上記実施例および比較例で得られたブラシ用毛材の各評価結果を表1に示す。
Figure 2021118828
表1に示す結果から明らかなように、本発明のブラシ用毛材(実施例1〜5)は、塩基性物質吸収性能を持ったポリグリコール酸樹脂を含有しているため、ポリグリコール酸樹脂の塩基性物質吸収性能によって消臭効果を発揮し、特異的な機能を兼ね備えたものであることが分かる。
これに対して、本発明の条件を満たさないブラシ用毛材(比較例1〜3)は、本発明の効果を十分に発揮することができず、例えば、ポリグリコール酸樹脂を配合しなかったブラシ用毛材(比較例1)、およびポリグリコール酸樹脂を0.5質量%配合したブラシ用毛材(比較例2)は満足できる消臭効果を発揮せず、ポリグリコール酸樹脂を60質量%配合したブラシ用毛材(比較例3)は長期保管時にカットブリッスルが浸潤して固まってしまい、歯ブラシへの植毛性も悪かった。
本発明のブラシ用毛材は、ポリグリコール酸樹脂の塩基性物質吸収性能を利用した消臭機能を持ち、合成樹脂モノフィラメントにポリグリコール酸樹脂が含有されているため消臭成分が容易に脱落せず、優れた消臭機能を長期間保持可能である新規なブラシ用毛材を得ることができる。そして、本発明のブラシ用毛材は、特に消臭効果などの衛生関連商品である歯ブラシ、歯間ブラシなどのオーラルケア製品への利用をはじめ、ヘアブラシ、ボディブラシ、クリーニングブラシ、化粧ブラシなどにも利用できる。
1 ブラシ用毛材
2 ポリグリコール酸樹脂含有部
3 ポリグリコール酸樹脂非含有部

Claims (5)

  1. ポリグリコール酸樹脂[a1]と芳香族環を有するポリエステル樹脂[a2]とを含む合成樹脂モノフィラメントからなるブラシ用毛材であって、前記合成樹脂モノフィラメントの表面領域にはポリグリコール酸樹脂[a1]を1〜40質量%含有するブラシ用毛材。

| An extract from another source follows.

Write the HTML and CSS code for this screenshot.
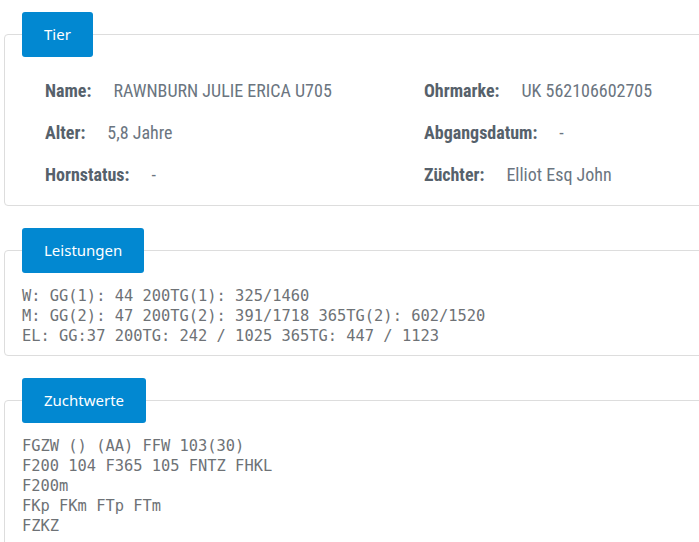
FILE: index.html
```html
<!DOCTYPE html>
<html lang="de">
<head>
<meta charset="utf-8">
<title>Tier</title>
<link rel="stylesheet" href="styles.css">
</head>
<body>
<div class="page">
  <fieldset class="panel panel-tier">
    <legend class="badge">Tier</legend>
    <div class="grid">
      <div class="col">
        <div class="row"><span class="label">Name:</span><span class="value">RAWNBURN JULIE ERICA U705</span></div>
        <div class="row"><span class="label">Alter:</span><span class="value">5,8 Jahre</span></div>
        <div class="row"><span class="label">Hornstatus:</span><span class="value">-</span></div>
      </div>
      <div class="col">
        <div class="row"><span class="label">Ohrmarke:</span><span class="value">UK 562106602705</span></div>
        <div class="row"><span class="label">Abgangsdatum:</span><span class="value">-</span></div>
        <div class="row"><span class="label">Züchter:</span><span class="value">Elliot Esq John</span></div>
      </div>
    </div>
  </fieldset>

  <fieldset class="panel">
    <legend class="badge">Leistungen</legend>
    <pre class="mono">W: GG(1): 44 200TG(1): 325/1460
M: GG(2): 47 200TG(2): 391/1718 365TG(2): 602/1520
EL: GG:37 200TG: 242 / 1025 365TG: 447 / 1123</pre>
  </fieldset>

  <fieldset class="panel">
    <legend class="badge">Zuchtwerte</legend>
    <pre class="mono">FGZW () (AA) FFW 103(30)
F200 104 F365 105 FNTZ FHKL
F200m
FKp FKm FTp FTm
FZKZ</pre>
  </fieldset>
</div>
</body>
</html>
```

FILE: styles.css
```css
html, body {
  margin: 0;
  padding: 0;
  background: #ffffff;
  overflow: hidden;
}

.page {
  width: 880px;
  padding: 12px 0 0 4px;
  display: flex;
  flex-direction: column;
  gap: 22px;
}

.panel {
  margin: 0;
  border: 1px solid #dddddd;
  border-radius: 4px;
  padding: 0 17px 9px 17px;
  min-width: 0;
}

.panel-tier {
  padding-bottom: 10px;
}

.badge {
  background: #0288d1;
  color: #ffffff;
  font-family: "Noto Sans", "Open Sans", sans-serif;
  font-size: 15px;
  height: 45px;
  line-height: 45px;
  padding: 0 22px;
  border-radius: 3px;
  margin: 0;
}

.grid {
  display: grid;
  grid-template-columns: 379px 1fr;
  padding: 12px 0 0 23px;
}

.col {
  display: flex;
  flex-direction: column;
}

.row {
  display: flex;
  gap: 22px;
  height: 42px;
  align-items: center;
  font-family: "Roboto Condensed", Roboto, sans-serif;
  font-stretch: condensed;
  font-size: 18px;
}

.label {
  font-weight: 700;
  color: #56616b;
}

.value {
  color: #6b7580;
}

.mono {
  margin: 13px 0 0 0;
  font-family: "DejaVu Sans Mono", "Liberation Mono", monospace;
  font-size: 15.4px;
  line-height: 20px;
  color: #6e7276;
}
```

  2. 前記芳香族環を有するポリエステル樹脂[a2]が、ポリエチレンテレフタレート、ポリプロピレンテレフタレート、ポリブチレンテレフタレートのいずれかである、請求項1に記載のブラシ用毛材。
  3. 前記合成樹脂モノフィラメントは芯鞘複合構造を有し、鞘部は前記ポリグリコール酸樹脂[a1]を1〜40質量%と芳香族環を有するポリエステル樹脂[a2]とを含有し、芯部は芳香族環を有するポリエステル樹脂[a2]からなる、請求項1または2に記載のブラシ用毛材。
  4. 前記合成樹脂モノフィラメントの一端または両端にテーパー部が形成されている請求項1〜3のいずれか1項に記載のブラシ用毛材。
  5. 請求項1〜4のいずれか1項に記載のブラシ用毛材を少なくとも毛材の1部に使用したことを特徴とするブラシ。